The most eye-grabbing and ubiquitous segment of the campaign is the transit advertising, with display ads in subway stations, bus shelters and on the sides of vehicles.
Yellow Pages has also begun to roll out full-page print ads in Metro newspapers and the cities’ respective cultural magazines and alt-weeklies. The OOH side will also have a presence in patios, restopubs, and gyms, and will also feature night projections, billboards and displays on digital screens.
If that seems like a lot, that’s because it’s exactly what Yellow Pages was going for.
“Our philosophy in advertising is not complicated,” Andre Leblanc, director of marketing communications at Yellow Pages Group, tells MiC. “We’re not going to go into a market unless we have a totally dominant campaign.”
There are nearly 350 unique, location-specific ads across Toronto, an increase of 25% in media intensity from the similar campaign the company ran in the city last year. This includes a total takeover of St. George and Dundas subway stations, covering all display surfaces, with additional creative on steps and wrapped pillars.
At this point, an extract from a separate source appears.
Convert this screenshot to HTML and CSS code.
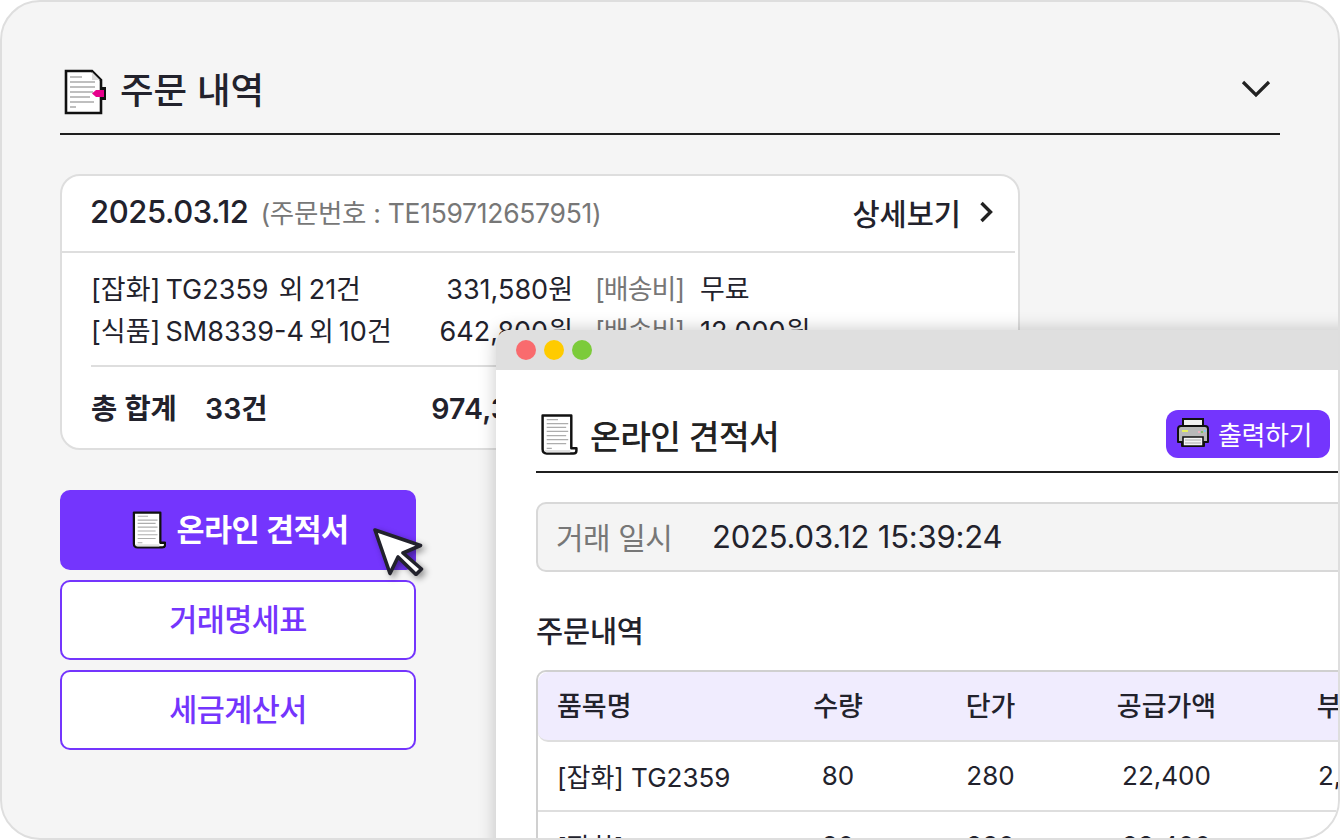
FILE: index.html
```html
<!DOCTYPE html>
<html lang="ko">
<head>
<meta charset="utf-8">
<title>주문 내역</title>
<link rel="stylesheet" href="styles.css">
</head>
<body>
<svg class="defs" width="0" height="0" aria-hidden="true">
  <symbol id="scroll" viewBox="0 0 36 40">
    <path d="M2 1.5H30V33.5H35V35.5Q35 38.5 32 38.5H6Q2 38.5 2 34.5Z" fill="#fff" stroke="#111" stroke-width="2.4" stroke-linejoin="round"/>
    <path d="M4 35H29V37.5H6Q4 37.5 4 35Z" fill="#e2e2e2"/>
    <path d="M6 5.5H17M6 9.5H27M6 13H25M6 17H27M6 21H25M6 25H27M6 29H25M6 33.5H11" stroke="#adadad" stroke-width="1.2" fill="none"/>
  </symbol>
</svg>
<main class="panel">
  <header class="panel-head">
    <h1 class="panel-title">
      <svg class="doc-icon" viewBox="0 0 42 46" aria-hidden="true">
        <path d="M36 18H42V31H36Z" fill="#111"/>
        <path d="M2 2H28L37 11V44H2Z" fill="#fff" stroke="#111" stroke-width="2.6"/>
        <path d="M28 3V11H36Z" fill="#ddd"/>
        <path d="M6 8H18M6 13H31M6 18H31M6 23H29M6 28H26M6 33H30M6 38H12" stroke="#aaa" stroke-width="1.4" fill="none"/>
        <path d="M28 24.500L32 21H40V28H32Z" fill="#e6008c"/>
      </svg>
      <span class="panel-title-text">주문 내역</span>
    </h1>
    <svg class="chevron-down" viewBox="0 0 32 20" aria-hidden="true"><path d="M3 3L16 16L29 3" fill="none" stroke="#222" stroke-width="3.2"/></svg>
  </header>

  <section class="order-card">
    <div class="card-top">
      <p class="order-date">2025.03.12 <span class="order-no">(주문번호 : TE159712657951)</span></p>
      <a class="detail-link">상세보기
        <svg class="chevron-right" viewBox="0 0 16 24" aria-hidden="true"><path d="M2.500 3L11.500 12L2.500 21" fill="none" stroke="#222" stroke-width="3.400"/></svg>
      </a>
    </div>
    <div class="card-body">
      <div class="line-row">
        <span class="item">[잡화] TG2359&nbsp; 외 21건</span><span class="amount">331,580원</span><span class="ship-label">[배송비]</span><span class="ship-value">무료</span>
      </div>
      <div class="line-row">
        <span class="item">[식품] SM8339-4 외 10건</span><span class="amount">642,800원</span><span class="ship-label">[배송비]</span><span class="ship-value">12,000원</span>
      </div>
      <div class="total-row">
        <span class="total-label">총 합계</span><span class="total-count">33건</span><span class="total-amount">974,380원</span>
      </div>
    </div>
  </section>

  <div class="doc-buttons">
    <button class="doc-btn primary">
      <svg class="scroll-sm" aria-hidden="true"><use href="#scroll"/></svg>
      <span>온라인 견적서</span>
    </button>
    <button class="doc-btn"><span>거래명세표</span></button>
    <button class="doc-btn"><span>세금계산서</span></button>
  </div>

  <svg class="cursor" viewBox="0 0 54 52" aria-hidden="true">
    <path d="M5 6L50.500 21.500L33 29L51.500 45L46 50.500L28 33L20 49.500Z" fill="#fff" stroke="#22222c" stroke-width="3.600" stroke-linejoin="round"/>
  </svg>

  <section class="quote-window">
    <div class="titlebar">
      <span class="dot red"></span><span class="dot yellow"></span><span class="dot green"></span>
    </div>
    <div class="quote-body">
      <header class="quote-head">
        <h2 class="quote-title">
          <svg class="scroll-lg" aria-hidden="true"><use href="#scroll"/></svg>
          온라인 견적서
        </h2>
        <button class="print-btn">
          <svg class="printer" viewBox="0 0 32 32" aria-hidden="true">
            <path d="M6 2H26V12H6Z" fill="#f2f2f2" stroke="#111" stroke-width="2"/>
            <path d="M4 9H28Q31 9 31 12V25H27V29H5V25H1V12Q1 9 4 9Z" fill="#b9b9b9" stroke="#111" stroke-width="2" stroke-linejoin="round"/>
            <path d="M5 13H11V15H5Z" fill="#e8f060"/>
            <path d="M21 14H23V16H21Z" fill="#f0b0c0"/><path d="M24 14H26V16H24Z" fill="#7cc060"/><path d="M27 13H29V15H27Z" fill="#80c8f0"/>
            <path d="M6 20H26V29H6Z" fill="#f4f4f4" stroke="#111" stroke-width="1.600"/>
            <path d="M8 23H24M8 26H24" stroke="#aaa" stroke-width="1.200"/>
          </svg>
          출력하기
        </button>
      </header>
      <div class="trade-box"><span class="trade-label">거래 일시</span><span class="trade-value">2025.03.12 15:39:24</span></div>
      <h3 class="section-title">주문내역</h3>
      <div class="table">
        <div class="t-row t-head"><span class="c1">품목명</span><span class="c2">수량</span><span class="c3">단가</span><span class="c4">공급가액</span><span class="c5">부가세</span></div>
        <div class="t-row"><span class="c1">[잡화] TG2359</span><span class="c2">80</span><span class="c3">280</span><span class="c4">22,400</span><span class="c5">2,240</span></div>
        <div class="t-row"><span class="c1">[잡화] TG2359</span><span class="c2">80</span><span class="c3">280</span><span class="c4">22,400</span><span class="c5">2,240</span></div>
      </div>
    </div>
  </section>
</main>
</body>
</html>
```

FILE: styles.css
```css
* { box-sizing: border-box; }
html, body { margin: 0; width: 1340px; height: 840px; overflow: hidden; }
body { font-family: Inter, "Noto Sans CJK KR", sans-serif; color: #22222c; background: #fff; }
.defs { position: absolute; }
h1, h2, h3, p { margin: 0; }

.panel {
  position: relative;
  width: 1340px;
  height: 840px;
  padding: 48px 58px 0;
  background: #f5f5f5;
  border: 2px solid #dedede;
  border-radius: 40px;
  overflow: hidden;
}

.panel-head {
  display: flex;
  align-items: center;
  justify-content: space-between;
  height: 85px;
  padding: 0 8px 0 4px;
  border-bottom: 2px solid #1f1f1f;
}
.panel-title { display: flex; align-items: center; gap: 14px; font-size: 36.5px; font-weight: 500; }
.panel-title-text { position: relative; top: -3px; }
.doc-icon { width: 42px; height: 46px; }
.chevron-down { width: 32px; height: 20px; margin-bottom: 6px; }

.order-card {
  width: 960px;
  height: 276px;
  margin-top: 39px;
  background: #fff;
  border: 2px solid #dedede;
  border-radius: 20px;
  overflow: hidden;
}
.card-top {
  display: flex;
  align-items: center;
  justify-content: space-between;
  width: 953px;
  height: 77px;
  padding: 0 20px 4px 28px;
  border-bottom: 2px solid #dedede;
}
.order-date { font-size: 31px; font-weight: 500; letter-spacing: -0.4px; }
.order-no { margin-left: 4px; font-size: 26.5px; font-weight: 400; color: #777; letter-spacing: -0.3px; }
.detail-link { display: flex; align-items: center; gap: 18px; font-size: 29.5px; font-weight: 500; }
.chevron-right { width: 16px; height: 24px; }

.card-body { padding: 13px 29px 0; font-size: 27px; }
.line-row { display: flex; align-items: center; height: 42px; }
.item { width: 310px; white-space: nowrap; word-spacing: -2.5px; }
.amount { width: 172px; text-align: right; white-space: nowrap; }
.ship-label { width: 105px; margin-left: 22px; color: #777; white-space: nowrap; letter-spacing: -1px; }
.ship-value { white-space: nowrap; }
.total-row {
  display: flex;
  align-items: center;
  height: 80px;
  margin-top: 15px;
  border-top: 2px solid #dedede;
  font-weight: 600;
  font-size: 28.5px;
}
.total-label { width: 114px; }
.total-count { width: 150px; }
.total-amount { width: 218px; text-align: right; white-space: nowrap; letter-spacing: 0.2px; }

.doc-buttons { display: flex; flex-direction: column; gap: 10px; width: 356px; margin-top: 40px; }
.doc-btn {
  display: flex;
  align-items: center;
  justify-content: center;
  gap: 11px;
  height: 80px;
  padding: 0;
  background: #fff;
  border: 2px solid #7435fd;
  border-radius: 10px;
  font: 500 30.5px Inter, "Noto Sans CJK KR", sans-serif;
  letter-spacing: -0.6px;
  color: #7435fd;
}
.doc-btn span { position: relative; top: -2px; }
.doc-btn.primary { padding-left: 4px; background: #7435fd; color: #fff; font-weight: 600; }
.scroll-sm { width: 34px; height: 38px; }

.cursor {
  position: absolute;
  left: 368px;
  top: 522px;
  width: 54px;
  height: 52px;
  filter: drop-shadow(3px 3px 3px rgba(0,0,0,.4));
}

.quote-window {
  position: absolute;
  left: 494px;
  top: 328px;
  width: 900px;
  height: 640px;
  background: #fff;
  border-radius: 14px 14px 0 0;
  box-shadow: 0 0 18px rgba(0,0,0,.22);
  overflow: hidden;
}
.titlebar { display: flex; align-items: center; gap: 8px; height: 40px; padding-left: 20px; background: #dfdfdf; }
.dot { width: 20px; height: 20px; border-radius: 50%; }
.red { background: #f96b6e; }
.yellow { background: #ffcb00; }
.green { background: #7ccb3a; }

.quote-body { padding: 40px 0 0 40px; }
.quote-head {
  display: flex;
  align-items: center;
  justify-content: space-between;
  height: 63px;
  padding: 0 66px 13px 4px;
  border-bottom: 2px solid #1f1f1f;
}
.quote-title { display: flex; align-items: center; gap: 12px; font-size: 33.3px; font-weight: 500; letter-spacing: -0.5px; color: #222; }
.scroll-lg { width: 38px; height: 41px; }
.print-btn {
  display: flex;
  align-items: center;
  gap: 9px;
  width: 164px;
  height: 48px;
  padding: 0 0 2px 11px;
  background: #7435fd;
  border: 0;
  border-radius: 12px;
  font: 400 26px Inter, "Noto Sans CJK KR", sans-serif;
  letter-spacing: -0.4px;
  color: #fff;
}
.printer { width: 32px; height: 32px; }

.trade-box {
  display: flex;
  align-items: center;
  height: 70px;
  margin-top: 29px;
  padding: 0 0 2px 18px;
  background: #f4f4f4;
  border: 2px solid #d8d8d8;
  border-radius: 10px;
}
.trade-label { width: 156px; font-size: 30px; color: #777; letter-spacing: -0.5px; }
.trade-value { font-size: 31px; letter-spacing: -0.2px; }

.section-title { margin-top: 37px; font-size: 29.5px; font-weight: 500; line-height: 44px; letter-spacing: -0.2px; }

.table { margin-top: 17px; border: 2px solid #d0d0d0; border-right: 0; border-bottom: 0; border-radius: 10px 0 0 0; font-size: 26px; }
.t-row { display: grid; grid-template-columns: 211px 140px 165px 187px 188px; align-items: center; height: 70px; border-bottom: 2px solid #dedede; padding: 0 0 2px 19px; }
.t-row span { text-align: center; white-space: nowrap; }
.t-row .c1 { text-align: left; }
.t-head { background: #f0ecfe; font-size: 27px; font-weight: 500; border-radius: 10px 0 0 10px; padding-bottom: 4px; }
```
“The recall numbers were through the roof,” Leblanc says of last year’s success. “The ultra-relevance of the campaign was extremely appreciated. We’re already observing the same thing this time around.”
Based on that success, Yellow Pages has expanded into new markets. There will be 250 unique ads in Montreal, 200 in Vancouver and 150 in Calgary.
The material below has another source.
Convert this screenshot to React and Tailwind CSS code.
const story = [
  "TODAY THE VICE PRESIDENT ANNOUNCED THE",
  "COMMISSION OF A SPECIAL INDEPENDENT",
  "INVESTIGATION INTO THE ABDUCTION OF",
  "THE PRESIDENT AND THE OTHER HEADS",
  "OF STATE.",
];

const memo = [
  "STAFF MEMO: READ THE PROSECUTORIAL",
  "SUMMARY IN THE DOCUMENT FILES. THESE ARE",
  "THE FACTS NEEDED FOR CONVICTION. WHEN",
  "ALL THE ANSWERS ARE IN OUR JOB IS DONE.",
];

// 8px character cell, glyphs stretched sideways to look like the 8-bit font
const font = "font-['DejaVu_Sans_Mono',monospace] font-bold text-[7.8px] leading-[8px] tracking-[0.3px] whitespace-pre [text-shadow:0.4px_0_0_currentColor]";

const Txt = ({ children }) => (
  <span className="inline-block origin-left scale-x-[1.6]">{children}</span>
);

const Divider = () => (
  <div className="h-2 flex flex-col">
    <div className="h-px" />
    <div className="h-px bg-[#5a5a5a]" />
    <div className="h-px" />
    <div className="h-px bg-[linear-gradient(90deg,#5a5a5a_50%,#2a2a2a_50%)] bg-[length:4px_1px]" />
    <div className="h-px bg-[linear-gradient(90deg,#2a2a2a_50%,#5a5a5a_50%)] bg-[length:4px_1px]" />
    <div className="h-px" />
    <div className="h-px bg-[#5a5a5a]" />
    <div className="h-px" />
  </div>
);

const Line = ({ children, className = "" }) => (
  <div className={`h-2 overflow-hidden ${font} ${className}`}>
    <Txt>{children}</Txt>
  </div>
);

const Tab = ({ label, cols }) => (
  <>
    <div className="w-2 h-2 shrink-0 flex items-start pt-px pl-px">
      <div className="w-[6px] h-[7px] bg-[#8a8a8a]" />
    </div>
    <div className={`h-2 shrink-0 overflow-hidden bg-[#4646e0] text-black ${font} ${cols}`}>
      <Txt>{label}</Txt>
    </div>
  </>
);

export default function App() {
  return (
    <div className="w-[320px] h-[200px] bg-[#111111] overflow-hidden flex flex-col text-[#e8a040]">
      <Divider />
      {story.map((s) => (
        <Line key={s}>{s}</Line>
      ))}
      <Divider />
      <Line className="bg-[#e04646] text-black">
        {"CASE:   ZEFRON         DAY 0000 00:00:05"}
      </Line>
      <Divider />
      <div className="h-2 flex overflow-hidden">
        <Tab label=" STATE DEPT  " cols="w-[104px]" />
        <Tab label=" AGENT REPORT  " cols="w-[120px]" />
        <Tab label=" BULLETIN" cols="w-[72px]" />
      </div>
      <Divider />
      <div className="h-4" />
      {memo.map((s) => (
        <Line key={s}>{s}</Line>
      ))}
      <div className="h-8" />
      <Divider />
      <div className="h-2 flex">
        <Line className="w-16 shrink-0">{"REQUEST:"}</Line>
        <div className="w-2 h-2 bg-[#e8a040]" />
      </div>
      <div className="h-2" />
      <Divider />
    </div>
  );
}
“The level of dominance that you’re seeing is equal in those four cities,” Leblanc says. “We tried to put together strategies in other markets that had that dominating type of effect.”
While Yellow Pages couldn’t do the kind of takeovers in the other markets as they did in Toronto’s subway stations, they are trying to achieve a similar level of reach at city-specific events like the Calgary Stampede and Vancouver’s outdoor Summer Cinema Series.
The creative for a campaign like this, handled by Leo Burnett Toronto, involves a massive amount of knowledge and insight into the “live, work, play” scene not just in the cities, but within specific neighborhoods. In Vancouver and Calgary, Leo Burnett tapped into the insight of local copywriters and the Montreal-based team at Yellow Pages were able to inject their own experience into creative.
A campaign of this scale is obviously meant to get in front of as many eyes as possible, but the tongue-in-cheek nature of the creative and tie-in to the Yellow Pages smartphone app means that the appeal is for a specific kind of citizen.
“It has appeal for millennials of course, but we’re also trying to target what I’ve heard called ‘Generation WiFi,’” Leblanc says. “It’s a demographic more based on psychographic aspects than age. They’re a little bit older, perhaps, but they’re still very much plugged in.”
No longer just a thick book that lands on your doorstep once a year, Yellow Pages has been able to show that they are still relevant and useful in a digital age.
“Yellow Pages is going through this transformation from a print company to a leader in digital marketing and digital platforms,” Leblanc says.